*** INFORMATION SHOWN ***

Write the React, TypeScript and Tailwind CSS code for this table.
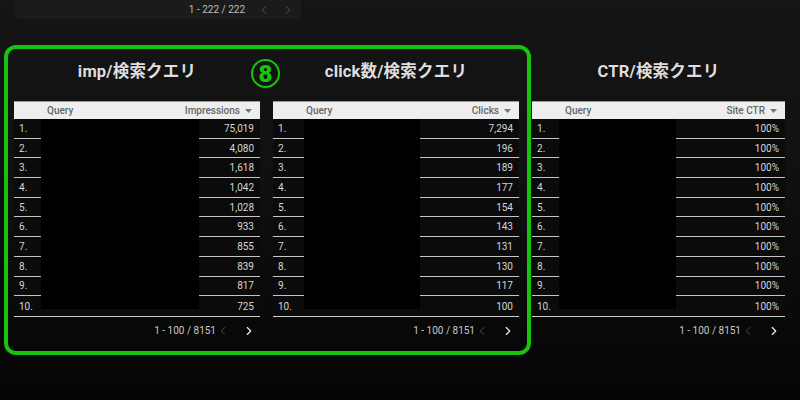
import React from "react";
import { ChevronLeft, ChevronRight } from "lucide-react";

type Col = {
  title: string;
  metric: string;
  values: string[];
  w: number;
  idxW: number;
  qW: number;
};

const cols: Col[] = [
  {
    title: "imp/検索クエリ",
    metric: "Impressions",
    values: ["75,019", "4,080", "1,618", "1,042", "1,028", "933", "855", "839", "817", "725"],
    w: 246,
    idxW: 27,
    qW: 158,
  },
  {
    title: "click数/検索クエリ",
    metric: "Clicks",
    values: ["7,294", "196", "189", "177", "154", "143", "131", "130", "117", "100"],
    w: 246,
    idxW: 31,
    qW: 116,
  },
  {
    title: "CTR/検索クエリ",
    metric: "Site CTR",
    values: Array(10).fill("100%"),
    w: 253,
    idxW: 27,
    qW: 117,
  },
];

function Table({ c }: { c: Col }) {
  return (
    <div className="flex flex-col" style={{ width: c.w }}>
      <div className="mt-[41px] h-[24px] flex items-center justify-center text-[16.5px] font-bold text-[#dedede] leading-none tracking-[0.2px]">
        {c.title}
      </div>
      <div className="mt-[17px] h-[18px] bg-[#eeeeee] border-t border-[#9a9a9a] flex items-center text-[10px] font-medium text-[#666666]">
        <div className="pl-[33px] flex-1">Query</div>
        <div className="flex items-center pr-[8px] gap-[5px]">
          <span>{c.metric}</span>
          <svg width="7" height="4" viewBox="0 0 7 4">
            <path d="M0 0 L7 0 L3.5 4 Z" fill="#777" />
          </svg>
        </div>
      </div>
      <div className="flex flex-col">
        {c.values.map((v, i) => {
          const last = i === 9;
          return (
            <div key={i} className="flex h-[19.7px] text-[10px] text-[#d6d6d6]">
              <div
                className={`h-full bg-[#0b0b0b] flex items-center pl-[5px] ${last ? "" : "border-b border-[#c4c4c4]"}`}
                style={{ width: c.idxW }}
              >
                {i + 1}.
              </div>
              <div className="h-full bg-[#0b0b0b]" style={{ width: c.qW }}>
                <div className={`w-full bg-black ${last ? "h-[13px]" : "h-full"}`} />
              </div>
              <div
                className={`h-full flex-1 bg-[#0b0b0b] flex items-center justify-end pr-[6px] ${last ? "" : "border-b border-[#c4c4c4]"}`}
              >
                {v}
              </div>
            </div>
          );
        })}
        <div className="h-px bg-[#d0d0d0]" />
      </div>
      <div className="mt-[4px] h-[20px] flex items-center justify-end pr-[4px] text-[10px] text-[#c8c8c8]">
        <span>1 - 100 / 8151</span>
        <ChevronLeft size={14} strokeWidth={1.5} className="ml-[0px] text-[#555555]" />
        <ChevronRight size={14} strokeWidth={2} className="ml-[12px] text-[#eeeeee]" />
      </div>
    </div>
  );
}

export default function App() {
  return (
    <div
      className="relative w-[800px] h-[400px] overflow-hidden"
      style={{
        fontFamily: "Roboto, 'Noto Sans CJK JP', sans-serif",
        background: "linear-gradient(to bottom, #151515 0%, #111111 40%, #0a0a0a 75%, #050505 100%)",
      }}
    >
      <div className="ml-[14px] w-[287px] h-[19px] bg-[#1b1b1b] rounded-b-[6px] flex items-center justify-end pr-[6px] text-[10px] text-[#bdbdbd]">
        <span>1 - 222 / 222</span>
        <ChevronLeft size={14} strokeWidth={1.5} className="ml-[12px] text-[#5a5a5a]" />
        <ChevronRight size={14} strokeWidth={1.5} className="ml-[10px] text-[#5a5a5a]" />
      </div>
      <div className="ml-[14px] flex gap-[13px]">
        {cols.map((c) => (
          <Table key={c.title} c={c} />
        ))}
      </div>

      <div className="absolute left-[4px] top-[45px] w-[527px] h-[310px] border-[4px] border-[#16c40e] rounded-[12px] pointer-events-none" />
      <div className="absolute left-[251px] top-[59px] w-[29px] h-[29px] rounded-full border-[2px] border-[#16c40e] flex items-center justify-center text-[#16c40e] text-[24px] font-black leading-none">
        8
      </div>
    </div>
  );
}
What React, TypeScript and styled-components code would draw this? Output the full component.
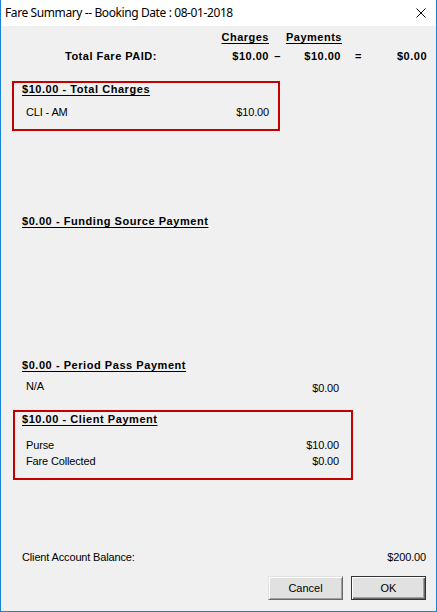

***

TASK OBJECTIVE: Go through the entries above and copy every line containing "this".

CORRECT RESPONSE:
Write the React, TypeScript and Tailwind CSS code for this table.
What React, TypeScript and styled-components code would draw this? Output the full component.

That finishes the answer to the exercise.